= Work instructions =
Write out the data again exactly, skipping every picture.

= Provided data =
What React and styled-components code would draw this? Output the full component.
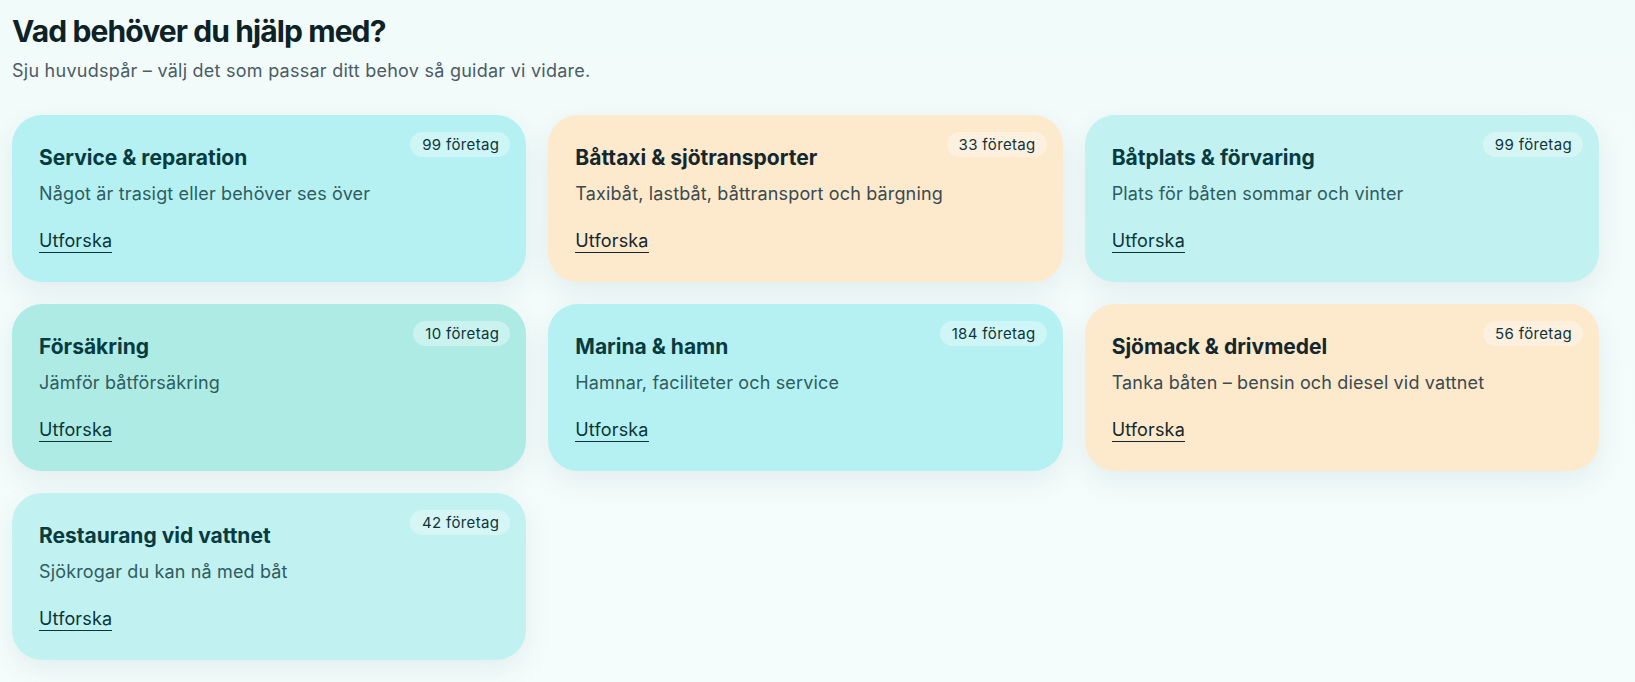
import React from "react";
import styled, { createGlobalStyle } from "styled-components";

const GlobalStyle = createGlobalStyle`
	html,
	body {
		margin: 0;
		padding: 0;
		background: #f2fcfb;
	}
	body {
		font-family: Inter, "DejaVu Sans", sans-serif;
		-webkit-font-smoothing: antialiased;
	}
`;

const Page = styled.main`
	min-height: 682px;
	box-sizing: border-box;
	padding: 13px 36px 24px 12px;
	background: linear-gradient(180deg, #f1fbfa 0%, #f5fdfc 100%);
`;

const Heading = styled.h1`
	margin: 0;
	font-size: 30px;
	line-height: 36px;
	font-weight: 700;
	letter-spacing: -0.03em;
	color: #0d2226;
`;

const Lead = styled.p`
	margin: 9px 0 0;
	font-size: 18px;
	line-height: 26px;
	letter-spacing: 0.25px;
	color: #4a5c64;
`;

const CardGrid = styled.section`
	margin-top: 31px;
	display: grid;
	grid-template-columns: repeat(3, 1fr);
	gap: 22px;
`;

const tones = {
	aqua: { bg: "#b5f1f3", title: "#083b40", text: "#2f5c60", link: "#0b3539" },
	mint: { bg: "#aeebe5", title: "#083b40", text: "#2f5c60", link: "#0b3539" },
	frost: { bg: "#c1f1f1", title: "#083b40", text: "#2f5c60", link: "#0b3539" },
	sand: { bg: "#fde9cc", title: "#13272c", text: "#3b4a4f", link: "#13272c" },
};

const Card = styled.article`
	position: relative;
	box-sizing: border-box;
	min-height: 167px;
	padding: 29px 27px 26px;
	border-radius: 30px;
	background: ${(p) => tones[p.$tone].bg};
	box-shadow: 0 10px 28px rgba(20, 70, 80, 0.08);
`;

const Title = styled.h2`
	margin: 0;
	font-size: 21px;
	line-height: 28px;
	font-weight: 700;
	letter-spacing: 0;
	color: ${(p) => tones[p.$tone].title};
`;

const Desc = styled.p`
	margin: 10px 0 0;
	font-size: 18px;
	line-height: 24px;
	letter-spacing: 0.15px;
	color: ${(p) => tones[p.$tone].text};
`;

const Explore = styled.a`
	display: inline-block;
	margin-top: 23px;
	font-size: 18px;
	line-height: 23px;
	letter-spacing: 0.15px;
	color: ${(p) => tones[p.$tone].link};
	text-decoration: none;
	border-bottom: 1.5px solid ${(p) => tones[p.$tone].link};
	cursor: pointer;
`;

const Count = styled.span`
	position: absolute;
	top: 17px;
	right: 16px;
	height: 25px;
	padding: 0 11px 0 12px;
	display: flex;
	align-items: center;
	border-radius: 999px;
	background: rgba(255, 255, 255, 0.35);
	font-size: 15px;
	letter-spacing: 0.35px;
	color: #10343a;
`;

const categories = [
	{ title: "Service & reparation", desc: "Något är trasigt eller behöver ses över", count: 99, tone: "aqua" },
	{ title: "Båttaxi & sjötransporter", desc: "Taxibåt, lastbåt, båttransport och bärgning", count: 33, tone: "sand" },
	{ title: "Båtplats & förvaring", desc: "Plats för båten sommar och vinter", count: 99, tone: "frost" },
	{ title: "Försäkring", desc: "Jämför båtförsäkring", count: 10, tone: "mint" },
	{ title: "Marina & hamn", desc: "Hamnar, faciliteter och service", count: 184, tone: "aqua" },
	{ title: "Sjömack & drivmedel", desc: "Tanka båten – bensin och diesel vid vattnet", count: 56, tone: "sand" },
	{ title: "Restaurang vid vattnet", desc: "Sjökrogar du kan nå med båt", count: 42, tone: "frost" },
];

function App() {
	return (
		<React.Fragment>
			<GlobalStyle />
			<Page>
				<Heading>Vad behöver du hjälp med?</Heading>
				<Lead>Sju huvudspår – välj det som passar ditt behov så guidar vi vidare.</Lead>
				<CardGrid>
					{categories.map((c) => (
						<Card key={c.title} $tone={c.tone}>
							<Count>{c.count} företag</Count>
							<Title $tone={c.tone}>{c.title}</Title>
							<Desc $tone={c.tone}>{c.desc}</Desc>
							<Explore $tone={c.tone}>Utforska</Explore>
						</Card>
					))}
				</CardGrid>
			</Page>
		</React.Fragment>
	);
}

export default App;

= Solution to this exercise =
What React and styled-components code would draw this? Output the full component.
import React from "react";
import styled, { createGlobalStyle } from "styled-components";

const GlobalStyle = createGlobalStyle`
	html,
	body {
		margin: 0;
		padding: 0;
		background: #f2fcfb;
	}
	body {
		font-family: Inter, "DejaVu Sans", sans-serif;
		-webkit-font-smoothing: antialiased;
	}
`;

const Page = styled.main`
	min-height: 682px;
	box-sizing: border-box;
	padding: 13px 36px 24px 12px;
	background: linear-gradient(180deg, #f1fbfa 0%, #f5fdfc 100%);
`;

const Heading = styled.h1`
	margin: 0;
	font-size: 30px;
	line-height: 36px;
	font-weight: 700;
	letter-spacing: -0.03em;
	color: #0d2226;
`;

const Lead = styled.p`
	margin: 9px 0 0;
	font-size: 18px;
	line-height: 26px;
	letter-spacing: 0.25px;
	color: #4a5c64;
`;

const CardGrid = styled.section`
	margin-top: 31px;
	display: grid;
	grid-template-columns: repeat(3, 1fr);
	gap: 22px;
`;

const tones = {
	aqua: { bg: "#b5f1f3", title: "#083b40", text: "#2f5c60", link: "#0b3539" },
	mint: { bg: "#aeebe5", title: "#083b40", text: "#2f5c60", link: "#0b3539" },
	frost: { bg: "#c1f1f1", title: "#083b40", text: "#2f5c60", link: "#0b3539" },
	sand: { bg: "#fde9cc", title: "#13272c", text: "#3b4a4f", link: "#13272c" },
};

const Card = styled.article`
	position: relative;
	box-sizing: border-box;
	min-height: 167px;
	padding: 29px 27px 26px;
	border-radius: 30px;
	background: ${(p) => tones[p.$tone].bg};
	box-shadow: 0 10px 28px rgba(20, 70, 80, 0.08);
`;

const Title = styled.h2`
	margin: 0;
	font-size: 21px;
	line-height: 28px;
	font-weight: 700;
	letter-spacing: 0;
	color: ${(p) => tones[p.$tone].title};
`;

const Desc = styled.p`
	margin: 10px 0 0;
	font-size: 18px;
	line-height: 24px;
	letter-spacing: 0.15px;
	color: ${(p) => tones[p.$tone].text};
`;

const Explore = styled.a`
	display: inline-block;
	margin-top: 23px;
	font-size: 18px;
	line-height: 23px;
	letter-spacing: 0.15px;
	color: ${(p) => tones[p.$tone].link};
	text-decoration: none;
	border-bottom: 1.5px solid ${(p) => tones[p.$tone].link};
	cursor: pointer;
`;

const Count = styled.span`
	position: absolute;
	top: 17px;
	right: 16px;
	height: 25px;
	padding: 0 11px 0 12px;
	display: flex;
	align-items: center;
	border-radius: 999px;
	background: rgba(255, 255, 255, 0.35);
	font-size: 15px;
	letter-spacing: 0.35px;
	color: #10343a;
`;

const categories = [
	{ title: "Service & reparation", desc: "Något är trasigt eller behöver ses över", count: 99, tone: "aqua" },
	{ title: "Båttaxi & sjötransporter", desc: "Taxibåt, lastbåt, båttransport och bärgning", count: 33, tone: "sand" },
	{ title: "Båtplats & förvaring", desc: "Plats för båten sommar och vinter", count: 99, tone: "frost" },
	{ title: "Försäkring", desc: "Jämför båtförsäkring", count: 10, tone: "mint" },
	{ title: "Marina & hamn", desc: "Hamnar, faciliteter och service", count: 184, tone: "aqua" },
	{ title: "Sjömack & drivmedel", desc: "Tanka båten – bensin och diesel vid vattnet", count: 56, tone: "sand" },
	{ title: "Restaurang vid vattnet", desc: "Sjökrogar du kan nå med båt", count: 42, tone: "frost" },
];

function App() {
	return (
		<React.Fragment>
			<GlobalStyle />
			<Page>
				<Heading>Vad behöver du hjälp med?</Heading>
				<Lead>Sju huvudspår – välj det som passar ditt behov så guidar vi vidare.</Lead>
				<CardGrid>
					{categories.map((c) => (
						<Card key={c.title} $tone={c.tone}>
							<Count>{c.count} företag</Count>
							<Title $tone={c.tone}>{c.title}</Title>
							<Desc $tone={c.tone}>{c.desc}</Desc>
							<Explore $tone={c.tone}>Utforska</Explore>
						</Card>
					))}
				</CardGrid>
			</Page>
		</React.Fragment>
	);
}

export default App;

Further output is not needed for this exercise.